Set a cadence that matches your team. Many teams update translations weekly, then freeze strings 1-2 days before a release. The point is to avoid mixing last-minute copy edits with final QA.
Next steps that pay off quickly: write down your conventions (key naming, placeholders, plural rules, ownership), then run one pilot screen end-to-end and adjust based on what breaks.
If you’re building across backend, web UI, and native mobile in a single platform like AppMaster, it’s easier to keep keys and placeholders consistent because the same screens and logic can share a single convention. Keeping that convention stable is what makes localization feel routine instead of fragile.
FAQ
Start with one stable place where strings live, one agreed key naming convention, and a rule that keys don’t change just because the English wording changes. Then add a small QA routine that catches missing keys, overflow, and plural issues before release.
Pick one system that always wins when there’s a conflict, such as repo translation files or a translation platform export. Make it clear that everyone edits content through that source, and code only consumes it.
Make decisions by responsibility, not title: one person approves meaning and tone in the base language, one person owns key structure and deprecations, and translators only edit translation values. This avoids silent key renames and last-minute copy changes that break builds.

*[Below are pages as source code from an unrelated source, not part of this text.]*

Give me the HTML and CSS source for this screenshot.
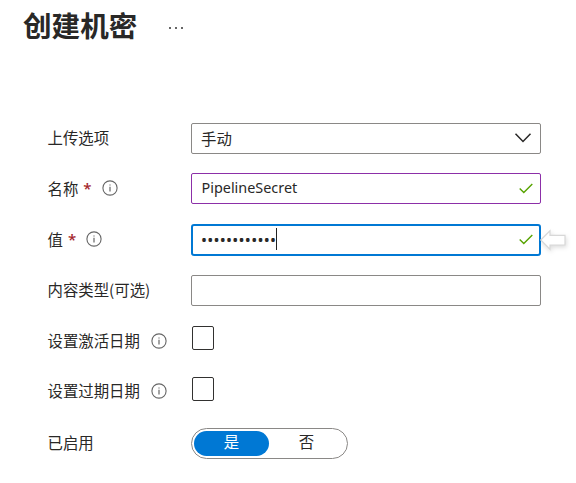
FILE: index.html
```html
<!DOCTYPE html>
<html lang="zh-CN">
<head>
<meta charset="utf-8">
<title>创建机密</title>
<link rel="stylesheet" href="styles.css">
</head>
<body>
<svg class="defs" aria-hidden="true">
  <symbol id="info" viewBox="0 0 16 16"><circle cx="8" cy="8" r="7.1" fill="none" stroke="#666" stroke-width="1.1"/><path d="M8 6.8V11.5M8 4.4V5.6" stroke="#666" stroke-width="1.2"/></symbol>
  <symbol id="check" viewBox="0 0 14 11"><path d="M.7 5.5 4.8 9.6 13.3 1" fill="none" stroke="#57a300" stroke-width="1.4"/></symbol>
</svg>
<header class="header"><h1 class="title">创建机密</h1><span class="more"><i></i><i></i><i></i></span></header>
<main class="form">
  <div class="row">
    <span class="label">上传选项</span>
    <div class="field"><span class="value">手动</span><svg class="chevron" viewBox="0 0 16 10"><path d="M.5 .8 8 8.5 15.5 .8" fill="none" stroke="#292827" stroke-width="1.5"/></svg></div>
  </div>
  <div class="row">
    <span class="label">名称<b class="req">*</b><svg class="info"><use href="#info"/></svg></span>
    <div class="field edited"><span class="latin">PipelineSecret</span><svg class="check"><use href="#check"/></svg></div>
  </div>
  <div class="row">
    <span class="label">值<b class="req">*</b><svg class="info"><use href="#info"/></svg></span>
    <div class="field focused"><span class="secret">••••••••••••</span><span class="caret"></span><svg class="check"><use href="#check"/></svg>
      <svg class="pointer" viewBox="0 0 28 22"><path d="M.8 11 10 1.8V6.3H25V16H10V20.2Z" fill="#fff" stroke="#d8d8d8" stroke-width="1.2"/></svg>
    </div>
  </div>
  <div class="row">
    <span class="label">内容类型(可选)</span>
    <div class="field"></div>
  </div>
  <div class="row">
    <span class="label">设置激活日期<svg class="info"><use href="#info"/></svg></span>
    <span class="box"></span>
  </div>
  <div class="row">
    <span class="label">设置过期日期<svg class="info"><use href="#info"/></svg></span>
    <span class="box"></span>
  </div>
  <div class="row">
    <span class="label">已启用</span>
    <div class="toggle"><span class="option on">是</span><span class="option">否</span></div>
  </div>
</main>
</body>
</html>
```
FILE: styles.css
```css
* { box-sizing: border-box; }
body {
  margin: 0;
  background: #fff;
  color: #292827;
  font: 15.4px/20px "Noto Sans CJK SC", sans-serif;
  overflow: hidden;
}
.defs { display: none; }
svg { flex: none; overflow: visible; }
.header { display: flex; align-items: center; height: 50px; padding-left: 23px; }
.title { margin: 0; font-size: 28.6px; line-height: 40px; font-weight: 700; white-space: nowrap; }
.more { display: flex; gap: 4px; margin: 5px 0 0 32px; }
.more i { width: 2px; height: 2px; background: #333; border-radius: 1px; }
.form {
  display: grid;
  grid-template-rows: 50px 51px 51px 50px 51px 50px 53px;
  padding: 63px 0 0 48px;
}
.row { display: grid; grid-template-columns: 143px 350px; align-items: center; }
.label { display: flex; align-items: center; margin: 0 0 2px -.5px; white-space: nowrap; }
.req { margin-left: 5px; color: #a4262c; font: 600 15px/20px "Open Sans", sans-serif; }
.info { width: 16px; height: 16px; margin: 2px 0 0 11px; }
.req + .info { margin: 1px 0 0 10px; }
.field {
  position: relative;
  display: flex;
  align-items: center;
  height: 31px;
  padding: 0 9px;
  border: 1px solid #8a8886;
  border-radius: 2px;
}
.value { margin-bottom: 1px; }
.edited { border-color: #8c2fa8; padding-right: 7px; }
.focused { height: 32px; border: 2px solid #0078d4; border-radius: 3px; padding: 0 6px 0 8px; }
.latin { margin: 0 0 2px .5px; font: 14.4px/20px "Noto Sans", sans-serif; }
.chevron, .check { margin-left: auto; }
.chevron { width: 16px; height: 10px; }
.check { width: 14px; height: 11px; }
.secret { font: 16px/20px "Noto Sans", sans-serif; letter-spacing: .25px; }
.caret { width: 1px; height: 22px; background: #222; margin: 0 0 2px -.5px; }
.pointer { position: absolute; left: 347px; top: 3px; width: 28px; height: 22px; filter: drop-shadow(1px 2px 2px #0002); }
.box { width: 22px; height: 24px; margin: 0 0 5px 1px; border: 1px solid #323130; border-radius: 2px; }
.toggle {
  display: flex;
  width: 157px;
  height: 31px;
  margin-top: 2px;
  padding: 2px;
  border: 1px solid #8a8886;
  border-radius: 16px;
}
.option { width: 75px; height: 25px; line-height: 21px; text-align: center; border-radius: 13px; }
.on { background: #0078d4; color: #fff; }
```
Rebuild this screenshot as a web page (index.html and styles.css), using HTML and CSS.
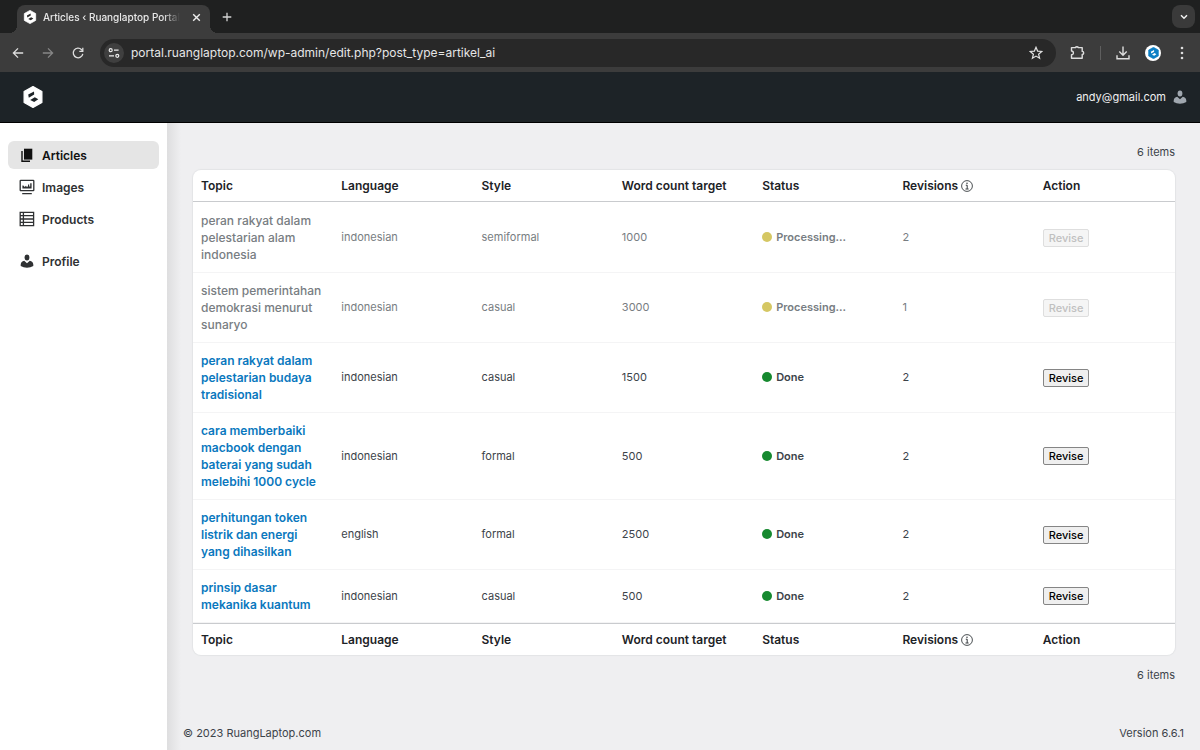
FILE: index.html
```html
<!DOCTYPE html>
<html lang="en">
<head>
<meta charset="utf-8">
<title>Articles ‹ Ruanglaptop Portal</title>
<link rel="stylesheet" href="styles.css">
</head>
<body>
<svg class="defs" aria-hidden="true">
  <symbol id="logo" viewBox="0 0 20 22"><path d="M10 0.6 L18.9 5.6 V16.4 L10 21.4 L1.1 16.4 V5.6Z" fill="currentColor" stroke="currentColor" stroke-width="1.2" stroke-linejoin="round"/><path class="logo-mark" d="M5.2 8.6 L11 5.6 L11.2 8.6 L5.8 11.8Z M7.2 14 L11.8 11.2 L15.3 13.2 L11.2 16Z"/></symbol>
  <symbol id="person" viewBox="0 0 14 14"><ellipse cx="7" cy="3.5" rx="2.4" ry="3" fill="currentColor"/><path d="M4.2 6.8 Q1 7.6 0.7 10.4 V12 Q3.4 13.8 7 13.8 T13.3 12 V10.4 Q13 7.6 9.8 6.8 L7 9.2Z" fill="currentColor"/></symbol>
  <symbol id="info" viewBox="0 0 12 12"><circle cx="6" cy="6" r="5.4" fill="none" stroke="currentColor" stroke-width="0.8"/><circle cx="6" cy="3.3" r="0.7" fill="currentColor"/><path d="M4.8 5.2H6.2V8.8M4.5 9H7.6" fill="none" stroke="currentColor" stroke-width="0.9"/></symbol>
</svg>
<div class="tabstrip">
  <div class="tab">
    <svg class="tab-logo"><use href="#logo"/></svg>
    <span class="tab-title">Articles ‹ Ruanglaptop Portal</span>
    <button class="plain tab-close" aria-label="Close tab"><svg width="9" height="9" viewBox="0 0 9 9"><path d="M1.2 1.2 L7.8 7.8 M7.8 1.2 L1.2 7.8" stroke="#eee" stroke-width="1.4"/></svg></button>
  </div>
  <button class="plain tab-new" aria-label="New tab"><svg width="10" height="10" viewBox="0 0 10 10"><path d="M5 0.7V9.3M0.7 5H9.3" stroke="#d4d4d4" stroke-width="1.3"/></svg></button>
  <button class="plain tab-search" aria-label="Search tabs"><svg width="8" height="6" viewBox="0 0 8 6"><path d="M1 1.2 L4 4.2 L7 1.2" fill="none" stroke="#f2f2f2" stroke-width="1.5"/></svg></button>
</div>
<div class="toolbar">
  <div class="nav-buttons">
    <button class="plain" aria-label="Back"><svg width="12" height="12" viewBox="0 0 12 12"><path d="M11.2 6H1.6M6 1.4 L1.4 6 L6 10.6" fill="none" stroke="#dedede" stroke-width="1.3"/></svg></button>
    <button class="plain" aria-label="Forward"><svg width="12" height="12" viewBox="0 0 12 12"><path d="M0.8 6H10.4M6 1.4 L10.6 6 L6 10.6" fill="none" stroke="#868686" stroke-width="1.3"/></svg></button>
    <button class="plain" aria-label="Reload"><svg width="12" height="12" viewBox="0 0 12 12"><path d="M10.8 6.8 A4.8 4.8 0 1 1 9.6 2.7 L10.6 3.8" fill="none" stroke="#dedede" stroke-width="1.3"/><path d="M10.8 0.8V4.3H7.3" fill="none" stroke="#dedede" stroke-width="1.3"/></svg></button>
  </div>
  <div class="address">
    <button class="plain site-info" aria-label="Site information"><svg width="12" height="10" viewBox="0 0 12 10"><g fill="none" stroke="#eee" stroke-width="1.2"><circle cx="2.7" cy="2.2" r="1.5"/><path d="M6 2.2H10.6M1 7.8H6"/><circle cx="9.3" cy="7.8" r="1.5"/></g></svg></button>
    <input class="url" type="text" aria-label="Address" value="portal.ruanglaptop.com/wp-admin/edit.php?post_type=artikel_ai">
    <button class="plain" aria-label="Bookmark"><svg width="14" height="14" viewBox="0 0 14 14"><path d="M7 1.3 L8.6 5.1 L12.8 5.5 L9.6 8.2 L10.6 12.3 L7 10.1 L3.4 12.3 L4.4 8.2 L1.2 5.5 L5.4 5.1Z" fill="none" stroke="#e2e2e2" stroke-width="1.2"/></svg></button>
  </div>
  <div class="tools">
    <button class="plain" aria-label="Extensions"><svg width="15" height="15" viewBox="0 0 15 15"><path d="M1.5 2.6 H5.4 A1.6 1.2 0 0 1 8.4 2.6 H12.2 V6.4 A1.5 1.5 0 0 1 12.2 9.4 V13.2 H1.5 V9.8 A1.9 1.9 0 0 0 1.5 6Z" fill="none" stroke="#dedede" stroke-width="1.4" stroke-linejoin="round"/></svg></button>
    <span class="divider"></span>
    <button class="plain" aria-label="Downloads"><svg width="14" height="14" viewBox="0 0 14 14"><path d="M7 0.5V9M3.3 5.6 L7 9.2 L10.7 5.6M1 9.3V12.8H13V9.3" fill="none" stroke="#dedede" stroke-width="1.4"/></svg></button>
    <button class="plain avatar" aria-label="Browser profile"><svg class="avatar-logo"><use href="#logo"/></svg></button>
    <button class="plain" aria-label="Menu"><svg width="4" height="14" viewBox="0 0 4 14"><g fill="#dedede"><circle cx="2" cy="2" r="1.3"/><circle cx="2" cy="7" r="1.3"/><circle cx="2" cy="12" r="1.3"/></g></svg></button>
  </div>
</div>
<header class="site-header">
  <a href="#" class="brand" aria-label="Ruanglaptop"><svg class="brand-logo"><use href="#logo"/></svg></a>
  <a href="#" class="account">andy@gmail.com <svg class="account-icon"><use href="#person"/></svg></a>
</header>
<div class="page">
  <nav class="sidebar">
    <a href="#" class="nav-item current"><svg class="nav-icon" viewBox="0 0 16 16"><path d="M5 1.7H13.3V12.6H5Z" fill="currentColor"/><path d="M3 4V14.3H11" fill="none" stroke="currentColor" stroke-width="1.4"/></svg>Articles</a>
    <a href="#" class="nav-item"><svg class="nav-icon" viewBox="0 0 16 16"><rect x="1.2" y="1.4" width="13.6" height="10.2" rx="0.6" fill="none" stroke="currentColor" stroke-width="1.3"/><path d="M3.4 9.6V6.4H4.4L5.6 8L7 6.8L8 8.2L9 7V5.6H10.2V7.6H11.2V4.2H12.6V9.6ZM3.2 14H12.8V15.2H3.2Z" fill="currentColor"/></svg>Images</a>
    <a href="#" class="nav-item"><svg class="nav-icon" viewBox="0 0 16 16"><path d="M1.2 1.4H14.6V14.6H1.2ZM4.4 1.4V14.6M1.2 4.7H14.6M1.2 8H14.6M1.2 11.3H14.6" fill="none" stroke="currentColor" stroke-width="1.3"/></svg>Products</a>
    <a href="#" class="nav-item separate"><svg class="nav-icon" viewBox="-1 -1 16 16"><use href="#person" width="14" height="14"/></svg>Profile</a>
  </nav>
  <main class="content">
    <p class="count">6 items</p>
    <table class="articles">
      <thead><tr><th>Topic</th><th>Language</th><th>Style</th><th>Word count target</th><th>Status</th><th>Revisions <svg class="info"><use href="#info"/></svg></th><th>Action</th></tr></thead>
      <tbody>
        <tr class="pending"><td class="topic">peran rakyat dalam pelestarian alam indonesia</td><td>indonesian</td><td>semiformal</td><td>1000</td><td class="status">Processing...</td><td>2</td><td><button class="revise" disabled>Revise</button></td></tr>
        <tr class="pending"><td class="topic">sistem pemerintahan demokrasi menurut sunaryo</td><td>indonesian</td><td>casual</td><td>3000</td><td class="status">Processing...</td><td>1</td><td><button class="revise" disabled>Revise</button></td></tr>
        <tr><td class="topic"><a href="#">peran rakyat dalam pelestarian budaya tradisional</a></td><td>indonesian</td><td>casual</td><td>1500</td><td class="status">Done</td><td>2</td><td><button class="revise">Revise</button></td></tr>
        <tr><td class="topic"><a href="#">cara memberbaiki macbook dengan baterai yang sudah melebihi 1000 cycle</a></td><td>indonesian</td><td>formal</td><td>500</td><td class="status">Done</td><td>2</td><td><button class="revise">Revise</button></td></tr>
        <tr><td class="topic"><a href="#">perhitungan token listrik dan energi yang dihasilkan</a></td><td>english</td><td>formal</td><td>2500</td><td class="status">Done</td><td>2</td><td><button class="revise">Revise</button></td></tr>
        <tr><td class="topic"><a href="#">prinsip dasar mekanika kuantum</a></td><td>indonesian</td><td>casual</td><td>500</td><td class="status">Done</td><td>2</td><td><button class="revise">Revise</button></td></tr>
      </tbody>
      <tfoot><tr><th>Topic</th><th>Language</th><th>Style</th><th>Word count target</th><th>Status</th><th>Revisions <svg class="info"><use href="#info"/></svg></th><th>Action</th></tr></tfoot>
    </table>
    <p class="count">6 items</p>
    <footer class="footer"><span>© 2023 RuangLaptop.com</span><span>Version 6.6.1</span></footer>
  </main>
</div>
</body>
</html>
```
FILE: styles.css
```css
* { box-sizing: border-box; }

body {
  margin: 0;
  min-height: 100vh;
  display: flex;
  flex-direction: column;
  font: 11px/17px Inter, "Liberation Sans", sans-serif;
  color: #3c434a;
  background: #efeff1;
}

a { color: inherit; text-decoration: none; }
p { margin: 0; }
svg { display: block; flex: none; }
.defs { position: absolute; width: 0; height: 0; }
.logo-mark { fill: var(--mark); }

.plain {
  display: flex;
  align-items: center;
  justify-content: center;
  padding: 0;
  border: 0;
  background: none;
}

/* Browser chrome */
.tabstrip {
  display: flex;
  align-items: center;
  height: 33px;
  padding: 0 5px 0 17px;
  background: #1f2020;
}

.tab {
  position: relative;
  align-self: flex-end;
  display: flex;
  align-items: center;
  width: 193px;
  height: 28px;
  padding: 0 9px 4px 6px;
  border-radius: 8px 8px 0 0;
  background: #3c3c3c;
}

.tab::before,
.tab::after {
  content: "";
  position: absolute;
  bottom: 0;
  width: 8px;
  height: 8px;
}
.tab::before { left: -8px; background: radial-gradient(circle at 0 0, transparent 8px, #3c3c3c 8px); }
.tab::after { right: -8px; background: radial-gradient(circle at 100% 0, transparent 8px, #3c3c3c 8px); }

.tab-logo { width: 14px; height: 14px; color: #fff; --mark: #2b2b2b; }

.tab-title {
  flex: 1;
  margin: 0 12px 0 6px;
  overflow: hidden;
  white-space: nowrap;
  font-size: 10px;
  font-weight: 500;
  color: #e8e8e8;
  -webkit-mask-image: linear-gradient(90deg, #000 88%, transparent);
  mask-image: linear-gradient(90deg, #000 88%, transparent);
}

.tab-new { width: 34px; }

.tab-search {
  width: 23px;
  height: 23px;
  margin-left: auto;
  border-radius: 8px;
  background: #3a3a3a;
}

.toolbar {
  display: flex;
  align-items: center;
  height: 39px;
  padding: 0 16px 0 12px;
  background: #3c3c3c;
}

.nav-buttons { display: flex; gap: 18px; margin-right: 16px; }

.address {
  flex: 1;
  display: flex;
  align-items: center;
  height: 28px;
  padding: 0 13px 0 4px;
  border-radius: 14px;
  background: #282828;
}

.site-info { width: 20px; height: 20px; border-radius: 50%; background: #3f3f3f; }

.url {
  flex: 1;
  padding: 0 7px;
  border: 0;
  background: none;
  font: 12px/17px Inter, sans-serif;
  color: #e6e6e6;
}

.tools { display: flex; align-items: center; gap: 15px; margin-left: 14px; }
.divider { width: 1px; height: 14px; background: #5f5f5f; }
.avatar { width: 16px; height: 16px; margin-right: 4px; border-radius: 50%; background: #fff; }
.avatar-logo { width: 11px; height: 12px; color: #0d7fc4; --mark: #fff; }

/* Site header */
.site-header {
  display: flex;
  align-items: center;
  justify-content: space-between;
  height: 51px;
  padding: 0 13px 0 23px;
  border-bottom: 1px solid #000;
  background: #1d2327;
}

.brand-logo { width: 20px; height: 22px; color: #fff; --mark: #1d2327; }
.account { display: flex; align-items: center; gap: 7px; color: #f0f0f1; }
.account-icon { width: 14px; height: 14px; color: #a0a7af; }

.page { flex: 1; display: flex; }

.sidebar {
  width: 167px;
  padding: 18px 8px;
  display: flex;
  flex-direction: column;
  gap: 4px;
  background: #fff;
}

.nav-item {
  display: flex;
  align-items: center;
  gap: 7px;
  height: 28px;
  padding: 0 11px;
  border-radius: 6px;
  font-size: 12px;
  font-weight: 600;
  color: #2f3133;
}
.nav-item.current { background: #e5e5e5; color: #111; }
.nav-item.separate { margin-top: 10px; }
.nav-icon { width: 16px; height: 16px; }

.content {
  flex: 1;
  display: flex;
  flex-direction: column;
  padding: 21px 25px 8px 26px;
  background: linear-gradient(90deg, #dededf, #efeff1 14px);
}

.count { text-align: right; }

.articles {
  width: 100%;
  margin: 9px 0 12px;
  table-layout: fixed;
  border-spacing: 0;
  border-radius: 8px;
  background: #fff;
  box-shadow: 0 0 1px 1px #e3e4e6;
}

.articles th,
.articles td { text-align: left; vertical-align: middle; }

.articles th { padding: 7px 8px; font-size: 12px; font-weight: 600; color: #1d2327; white-space: nowrap; }
.articles td { padding: 9px 8px; border-bottom: 1px solid #f4f4f5; }
.articles thead th { border-bottom: 1px solid #c9cbce; }
.articles tfoot th { border-top: 1px solid #c9cbce; }
.articles tbody tr:first-child td { padding-top: 10px; }
.info { display: inline-block; width: 12px; height: 12px; vertical-align: -2px; }

.articles .topic { font-size: 12px; font-weight: 500; }
.topic a { font-weight: 600; color: #0a78be; }
.pending { color: #787d82; }

.status { font-weight: 600; }
.status::before {
  content: "";
  display: inline-block;
  width: 10px;
  height: 10px;
  margin-right: 4px;
  border-radius: 50%;
  vertical-align: -1px;
  background: #16892f;
}
.pending .status::before,
.pending.status::before { background: #d5c763; }

.revise {
  display: block;
  height: 18px;
  padding: 0 5px;
  border: 1px solid #858585;
  border-radius: 2px;
  background: #efefef;
  font: 500 11px/16px Inter, sans-serif;
  color: #000;
}
.revise:disabled { border-color: #dedede; background: #f5f5f5; color: #c0c0c0; }

.footer {
  display: flex;
  justify-content: space-between;
  margin: auto -9px 0 -10px;
}
```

Create a new key when the meaning changes, even if the English text looks similar. Reuse a key when the meaning is truly identical across screens, because it keeps translations consistent and reduces maintenance.
Use keys as identifiers, not English sentences, and include scope like feature, screen/flow, component, and purpose. A key like portal.checkout.button.pay stays useful even if the button copy changes later.
Pluralization usually fails because many languages have more than just singular and plural. Store one key per concept with proper plural categories and keep {count} inside the full sentence so translators can reorder words safely.
Don’t build sentences by concatenating pieces like "Hello " + name, because word order and endings can change by language. Use named placeholders like {user_name} consistently everywhere, and document what each placeholder represents.
Assume text will expand by 30–50% and design components that can wrap or grow where appropriate. Then test one “long text” locale and accessibility font sizes on both web and native so you catch clipping and overlap early.
Pseudo-localize in development to expose hardcoded strings and layout failures, then add build checks for missing keys, unused keys, placeholder mismatches, and invalid plural forms. Keep manual review focused on the flows that break first, like login, checkout, and settings.
Default to falling back to your base language while logging missing keys so you can fix gaps quickly without blocking every release. For critical screens or legal text, it’s safer to block release if translations are missing or outdated.